Whether it’s subconscious or not, my work is definitely a reflection of my inner desires and neuroses. Perhaps it’s a cliche to say that the things you make are an extension of yourself, but I am often surprised and pleased by how my painting and sculpting processes coalesce or run parallel with my personality, my (seemingly) involuntary inclinations, and my contradictory need for dominance over the medium/image versus intuitive flow of the materials and outside variables. I’ve joked that my type A and B personalities are constantly at odds, but this friction seems to produce cohesive work. Even when I’m battling restraint over this maximalist urge to rein in 10 paintings into one, formally and conceptually, the things I make seem to work together, especially in groups. I’m using translucent surfaces such as clear vinyls and chiffon as substrates, and the way that I treat what is below the surface, between layers, and above speaks to this psychological notion of keeping secrets/veiling truths and cutting away obstructed layers to divulge what is really underneath. I think of the gestures as metaphors for language and communication. We can use semantics to somewhat skew what we really mean, remain ambiguous in our intentions, soften clarity. We can also use our words to be powerfully clear and succinct. I’m physically frosted and blurring surfaces, layering up the material while also trying to keep various parts of the surface untouched or cleared away as this push and pull idea regarding self-disclosure. There are elegant moments of judiciousness and satisfying occurrences of indulgence, but not without points where these two concepts clash. I’ve referred to this “clashing point” before as a “wrench” in the image that can make a viewer stop short. Within all these luscious and sumptuous moments in the painting material, there are usually moves I’ve made that are not conventionally beautiful and can be downright uncomfortable to look at whether it’s the way the colors are meshing or that the textures allude to something else. I keep those parts in the work as a visual example of a consequence or as a reminder that things are not endlessly “smooth sailing”. The good can have an underbelly.

 

3. You stated “Through gestures of concealing, revealing, and the suggestion of the familiar, these works allude to vulnerability, desire, and the competing inclination to either remain private, or explicitly share.” Do you feel your work is about control in any way?

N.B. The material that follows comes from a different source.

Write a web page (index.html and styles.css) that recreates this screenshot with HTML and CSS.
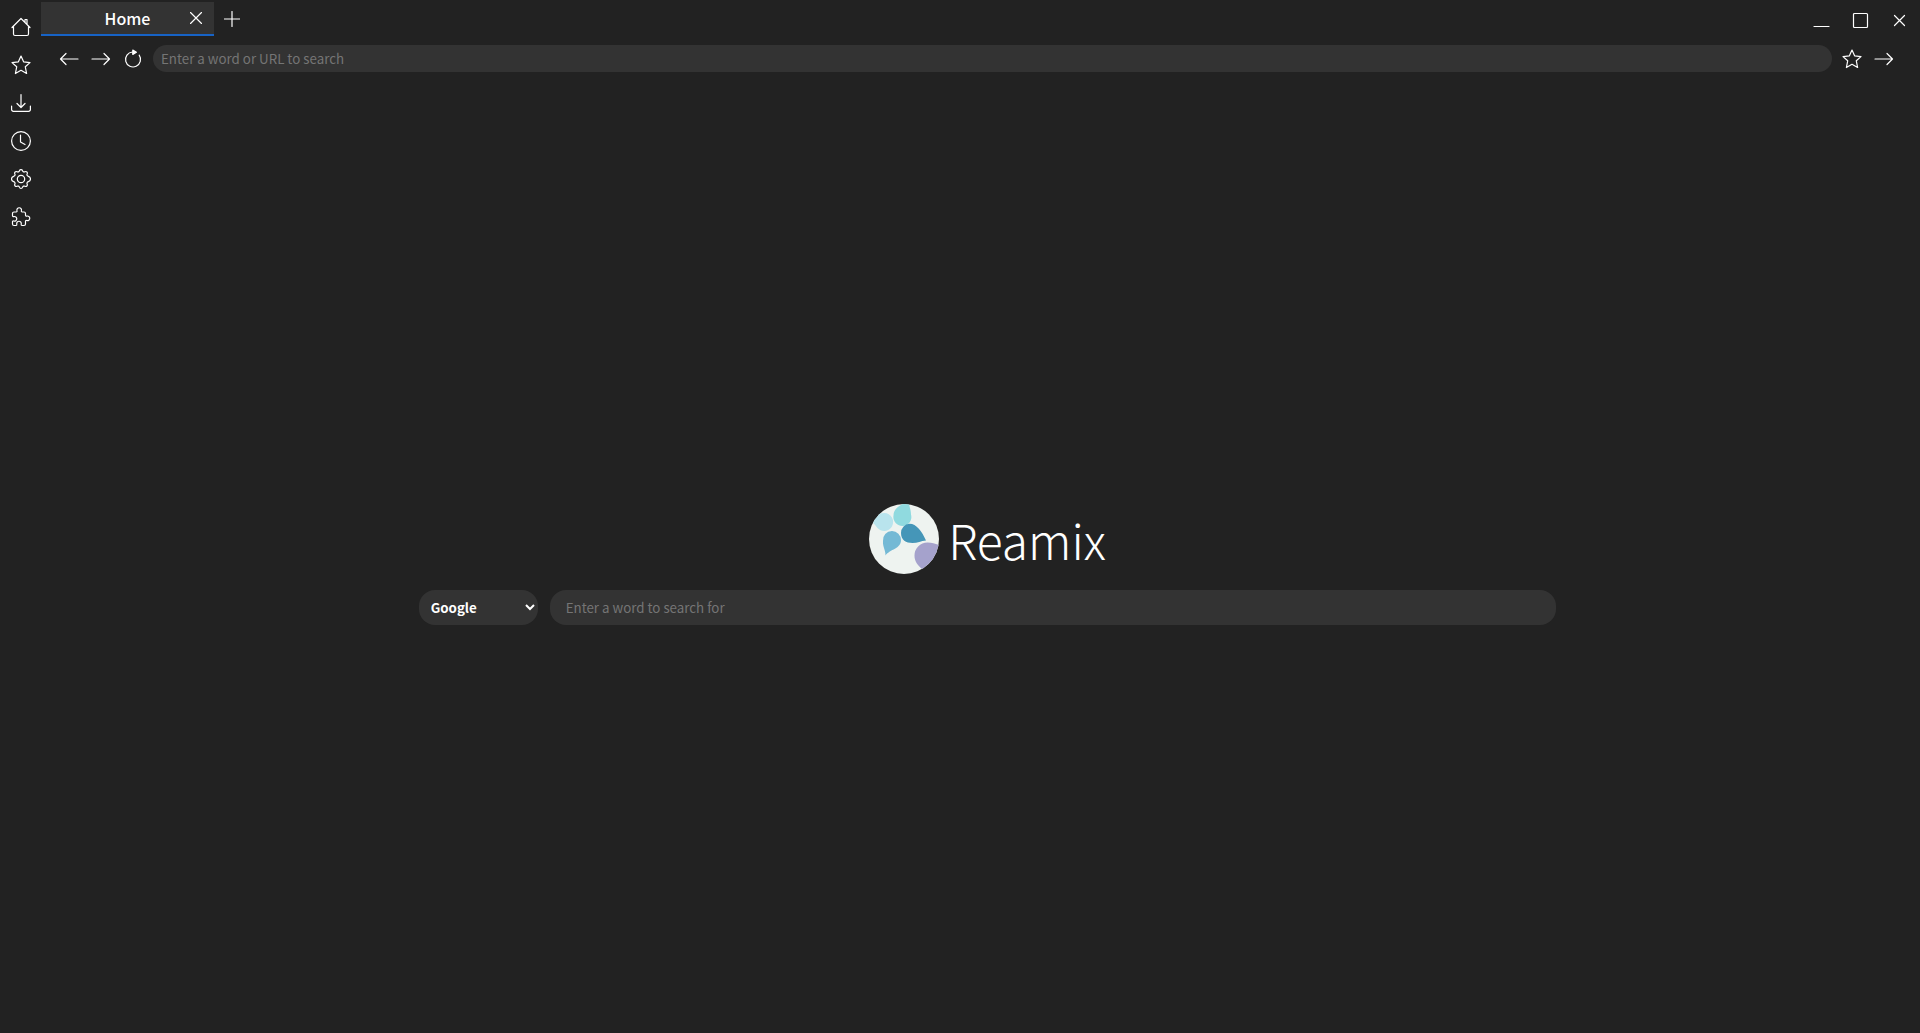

Most definitely! I even say “Control, however, is always present.” That’s a characteristic I’m battling all the time, in life and the studio; control vs. going with the flow. On the surface, I can present a very “chill” and “even keel” demeanor, but underneath the surface is a whole mess of anxieties. What else is new? The urge for control is where I’m trying to reel in the things that I think are making me anxious in an effort to exact power over them. Control them so they don’t control you. This isn’t always the healthiest solution, and too much pressure can have some adverse effects; many more obvious than others. Some of the more interesting moves I’ve made with paintings have been because I’ve forced myself to give up being so overbearing with the material. I will also drive myself insane by trying to corral every poured surface and every piped line. I’ve incorporated working around or living with “the accidents” that occur when making work. The first hole I ever cut in a painting was an accident. I want to say I had every intention in cutting a void in Give Me Sugar, but that wouldn’t be completely honest. I was trying to cut a clean line where I had masked off an area knowing that when I pulled up the tape, it would pull up jagged and messy. The blade when through the surface too far, and I was convinced I had ruined this thing that I had put so much time and care into starting. I decided that in my practice, I need to be more flexible when it comes to these unintentional occurrences by responding with intentional solutions. I’ll either cover it up or go with it; whichever move is best. Thankfully, this mode has been working for me! It’s almost impossible to hit the “undo button” with vinyl and chiffon. It shows everything and it forgets very little. Learning how to mind the material is important, but learning how to work with your mistakes is another.

 

4. What does the word “successful” mean to you as an artist?

FullSizeRender-2This is a really hard question to answer because I’m still trying to figure that out. Regarding flexibility, it’s important for this definition to evolve as you grow. Right now, for me, “successful as an artist” means to continue making work and putting myself out there. Continue making whether what I think I’m producing is good, bad, small, large, anything at all, and taking other artists seriously when they want to do studio visits to stay engaged. That likely seems like I’m setting the bar low, but honestly, working day jobs, affording a place to live, making time to be social, carving out time to be alone, and finding time to get away are all consuming. If I can fit in a full-time studio practice with other full-time responsibilities that will allow me to continue on, then GOOD. That’s my goal right now. And the more people you meet and the more studio visits you accept, the more opportunities come your way. Perseverance is a success to me, even if there isn’t always concrete show for it yet.

 

5. What advice have you been given that has influenced you the most?

You can’t make work that is going to appeal to everyone, and you shouldn’t make work that you think will do so. Follow your inclinations and your gut, even if the idea seems totally weird. Above all, if you can afford to, try making the things you’ve been thinking about to see them. You can talk yourself out of doing anything, but you can’t know if it’s a good or bad idea until you try. One time in grad school, I painted every chip from an entire tube of Pringles, meaning I put paint ON the chips. I didn’t paint a still life of chips, I PAINTED the chips. Get it? Paint chips? Was that a good idea? No. Was it a good idea to try? Yes, because I got it out of the way, and I don’t have to think about it anymore. Plus, it’s a story my mentor from graduate school loves telling other students now. I’m good with that!

 

6. Is there something you are currently working on, or are excited about starting that you can tell us about? Or perhaps what’s next for you?

Right now, I’m settling into my new studio situation, and I’m trying to continue the “Voids and Gaps” body of work I started last year as well as works that hide additional paintings under frosted surfaces. There’s a lot more to mine there. I currently have two works at the Wassaic Summer Exhibition titled Ad Astra Per Aspera at the Wassaic Project until September 21st if you find yourself in upstate NY! I’m also conceptualizing a two-person show San Antonio-based artist Brittany Ham at Mantle Art Space for January 2020. It seems far away, but it really isn’t! We’re in the early stages right now, but I’m excited about what we’ll be making in the coming months.